Senator MALONEY. Thank you very much.

Senator GREEN. I will call Mr. M. Fred Hirsch, Jersey City, N. J.

STATEMENT OF M. FRED HIRSCH, M. FRED HIRSCH CO., INC., SILVERSMITHS, JERSEY CITY, N. J.

Mr. HIRSCH. Gentlemen, I came down on behalf of the smaller sterling silver manufacturers, and since Mr. Wilcox so ably stated it, I believe whatever I have to say will merely be a repetition.

Senator MALONEY. You just want to record yourself, you and those you represent, as being in favor of the bill?

Mr. HIRSCH. Correct.

Senator MALONEY. Thank you very much.

Senator GREEN. As the last witness I will call Mr. G. N. Stieff of Baltimore, Md. He is a manufacturer.

STATEMENT OF GIDEON N. STIEFF, THE STIEFF CO.,
BALTIMORE, MD.

Mr. STIEFF. Gentlemen, I am just as anxious to get out of here as you are, so I am not going to take up much of your time.

Senator MALONEY. Give us your full name, please.

Mr. STIEFF. Gideon N. Stieff, of the Stieff Co., Baltimore, Md. I am only going to try to hit upon something that the rest of the gentlemen have not done. We are doing about 75 percent defense plant work today in our plant. Now, in order to do it efficiently, we have to have silver for the regular work that we have been doing, because in defense work there are periods when certain departments are more or less not working, through priority, not having steel or copper or something of that kind, and we can work those men on silver which is, after all, our regular business, and if that silver is taken away from us, it is going to make us less efficient. As I say, we are working 75 percent in defense work.

Senator DANAHER. And you are apt to lose those men?

Mr. STIEFF. We are apt to lose those men; yes. As a matter of fact, we lost 30 men in our place when silver was taken away from us.
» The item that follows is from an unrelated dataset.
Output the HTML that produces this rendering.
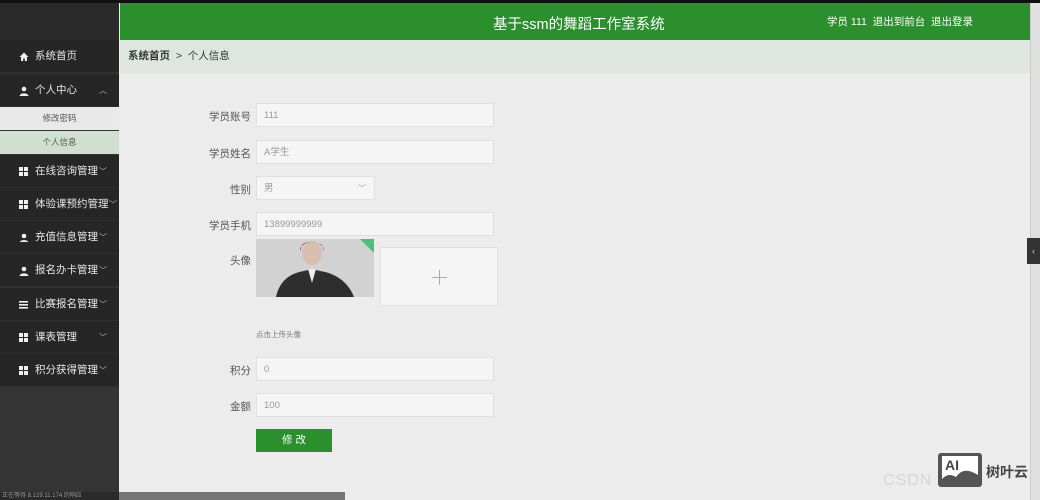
<!DOCTYPE html>
<html><head><meta charset="utf-8"><style>
*{margin:0;padding:0;box-sizing:border-box}
body{width:1040px;height:500px;overflow:hidden;position:relative;background:#ececec;font-family:"Liberation Sans","Noto Sans CJK SC",sans-serif;font-size:11px;color:#555}
.abs{position:absolute}
svg{display:block}
#top{left:0;top:0;width:1040px;height:3px;background:#111}
#side{left:0;top:0;width:119px;height:500px;background:#343434}
#sidetop{left:0;top:3px;width:119px;height:37px;background:#2a2a2a}
.mi{position:absolute;left:0;width:119px;height:33px;background:#262626;border-bottom:1px solid #303030;color:#e6e6e6;font-size:10.5px;line-height:33px;padding-left:35px}
.mi i{position:absolute;left:19px;top:12px;width:10px;height:10px}
.mi b{position:absolute;right:12px;top:0;font-weight:normal;font-size:8px;color:#bbb}
.sub{position:absolute;left:0;width:119px;height:23px;line-height:23px;text-align:center;font-size:8.5px;color:#555}
#hdr{left:120px;top:3px;width:910px;height:37px;background:#2b8f2e;color:#fff}
#crumb{left:120px;top:40px;width:910px;height:33px;background:#dfe6df;font-size:10.5px;line-height:33px;padding-left:8px;color:#333}
#scroll{left:1030px;top:3px;width:10px;height:497px;background:#e0e0e0;border-left:1px solid #ccc}
.lb{position:absolute;width:80px;left:171px;text-align:right;font-size:10.5px;color:#555}
.in{position:absolute;left:256px;width:238px;height:24px;background:#f5f5f5;border:1px solid #e0e0e0;font-size:9.5px;color:#999;line-height:23px;padding-left:7px}
</style></head><body>
<div id="side" class="abs"></div>
<div id="sidetop" class="abs"></div>
<div id="top" class="abs"></div>
<div class="mi" style="top:40px"><i><svg width="10" height="10" viewBox="0 0 10 10"><path d="M5 0.5L0.5 5H2v4h2.2V6.5h1.6V9H8V5h1.5z" fill="#eee"/></svg></i>系统首页</div>
<div class="mi" style="top:74px"><i><svg width="10" height="10" viewBox="0 0 10 10"><circle cx="5" cy="3" r="2.3" fill="#eee"/><path d="M0.5 10C1 6.5 9 6.5 9.5 10z" fill="#eee"/></svg></i>个人中心<b>︿</b></div>
<div class="sub" style="top:107px;background:#e9e9e9">修改密码</div>
<div class="sub" style="top:131px;background:#cfe0cf">个人信息</div>
<div class="mi" style="top:155px"><i><svg width="10" height="10"><rect x="0" y="0" width="4" height="4" fill="#eee"/><rect x="5" y="0" width="4" height="4" fill="#eee"/><rect x="0" y="5" width="4" height="4" fill="#eee"/><rect x="5" y="5" width="4" height="4" fill="#eee"/></svg></i>在线咨询管理<b>﹀</b></div>
<div class="mi" style="top:188px"><i><svg width="10" height="10"><rect x="0" y="0" width="4" height="4" fill="#eee"/><rect x="5" y="0" width="4" height="4" fill="#eee"/><rect x="0" y="5" width="4" height="4" fill="#eee"/><rect x="5" y="5" width="4" height="4" fill="#eee"/></svg></i>体验课预约管理<b style="right:2px">﹀</b></div>
<div class="mi" style="top:221px"><i><svg width="10" height="10" viewBox="0 0 10 10"><circle cx="5" cy="3" r="2.3" fill="#eee"/><path d="M1 9C1 6.5 9 6.5 9 9z" fill="#eee"/></svg></i>充值信息管理<b>﹀</b></div>
<div class="mi" style="top:254px"><i><svg width="10" height="10" viewBox="0 0 10 10"><circle cx="5" cy="3" r="2.3" fill="#eee"/><path d="M0.5 10C1 6.5 9 6.5 9.5 10z" fill="#eee"/></svg></i>报名办卡管理<b>﹀</b></div>
<div class="mi" style="top:288px"><i><svg width="10" height="10"><rect x="0" y="1" width="9" height="1.6" fill="#eee"/><rect x="0" y="4" width="9" height="1.6" fill="#eee"/><rect x="0" y="7" width="9" height="1.6" fill="#eee"/></svg></i>比赛报名管理<b>﹀</b></div>
<div class="mi" style="top:321px"><i><svg width="10" height="10"><rect x="0" y="0" width="4" height="4" fill="#eee"/><rect x="5" y="0" width="4" height="4" fill="#eee"/><rect x="0" y="5" width="4" height="4" fill="#eee"/><rect x="5" y="5" width="4" height="4" fill="#eee"/></svg></i>课表管理<b>﹀</b></div>
<div class="mi" style="top:354px"><i><svg width="10" height="10"><rect x="0" y="0" width="4" height="4" fill="#eee"/><rect x="5" y="0" width="4" height="4" fill="#eee"/><rect x="0" y="5" width="4" height="4" fill="#eee"/><rect x="5" y="5" width="4" height="4" fill="#eee"/></svg></i>积分获得管理<b>﹀</b></div>

<div id="hdr" class="abs"><div class="abs" style="left:373px;top:10px;font-size:14.5px">基于ssm的舞蹈工作室系统</div><div class="abs" style="left:707px;top:11px;font-size:10.5px">学员 111&nbsp; 退出到前台&nbsp; 退出登录</div></div>
<div id="crumb" class="abs"><b>系统首页</b> &nbsp;&gt;&nbsp; 个人信息</div>
<div id="scroll" class="abs"></div>
<div class="abs" style="left:1027px;top:238px;width:13px;height:26px;background:#333;color:#ccc;font-size:9px;line-height:26px;text-align:center">‹</div>

<div class="lb" style="top:109px">学员账号</div><div class="in" style="top:103px">111</div>
<div class="lb" style="top:146px">学员姓名</div><div class="in" style="top:140px">A学生</div>
<div class="lb" style="top:182px">性别</div><div class="in" style="top:176px;width:119px">男<span style="position:absolute;right:8px;font-size:8px">﹀</span></div>
<div class="lb" style="top:218px">学员手机</div><div class="in" style="top:212px">13899999999</div>
<div class="lb" style="top:253px">头像</div>
<div class="abs" style="left:256px;top:239px;width:118px;height:58px;background:#d2d2d2;overflow:hidden">
<svg width="118" height="58"><path d="M104 0h14v14z" fill="#4cc07a"/><path d="M20 58C24 40 36 34 48 32L56 30 64 32C78 34 92 42 98 58z" fill="#2e2e2e"/><ellipse cx="56" cy="14" rx="10" ry="12" fill="#d9bfb0"/><path d="M44 12C44 0 68 0 68 12L66 6C60 2 50 2 46 6z" fill="#2a2222"/><path d="M52 30L56 44 60 30z" fill="#eee"/></svg></div>
<div class="abs" style="left:380px;top:247px;width:118px;height:59px;background:#f5f5f5;border:1px solid #e0e0e0"><div class="abs" style="left:51px;top:29px;width:15px;height:1px;background:#aaa"></div><div class="abs" style="left:58px;top:22px;width:1px;height:15px;background:#aaa"></div></div>
<div class="abs" style="left:256px;top:329px;font-size:7.5px;color:#777">点击上传头像</div>
<div class="lb" style="top:363px">积分</div><div class="in" style="top:357px">0</div>
<div class="lb" style="top:399px">金额</div><div class="in" style="top:393px">100</div>
<div class="abs" style="left:256px;top:429px;width:76px;height:23px;background:#2a8f2d;color:#fff;font-size:10.5px;line-height:23px;text-align:center">修 改</div>

<div class="abs" style="left:0;top:492px;width:119px;height:8px;background:#2a2a2a;color:#999;font-size:6px;line-height:8px;padding-left:2px;white-space:nowrap;overflow:hidden">正在等待 8.129.11.174 的响应</div>
<div class="abs" style="left:119px;top:492px;width:226px;height:8px;background:#777"></div>
<div class="abs" style="left:883px;top:472px;font-size:16px;color:#d6d6d6;letter-spacing:1px">CSDN</div>
<div class="abs" style="left:938px;top:453px;width:44px;height:34px;background:#555;border-radius:3px"><div class="abs" style="left:4px;top:3px;width:36px;height:27px;background:#fff"></div><div class="abs" style="left:7px;top:4px;font-weight:bold;font-size:14px;color:#444">AI</div><svg class="abs" style="left:4px;top:14px" width="36" height="16"><path d="M0 16V12C6 6 10 8 14 10 20 2 26 2 36 8V16z" fill="#555"/></svg></div>
<div class="abs" style="left:986px;top:462px;font-size:14px;font-weight:bold;color:#444">树叶云</div>
</body></html>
If we had had that silver, we would still have those men and probably be doing better war work.

Senator MALONEY. And ready to move into it.

Mr. STIEFF. Yes; there has been a gap there, that we have been just cut off. I am not going to touch on all these other subjects and I am not going to touch on all these phases, because these gentlemen have covered most everything I know of.

Eventually I hope we will be working 100 percent on war work, and even if we work 100 percent on war work, there will be times when certain departments are not working, and we can have something else for those men to do while we are waiting for the material to come in.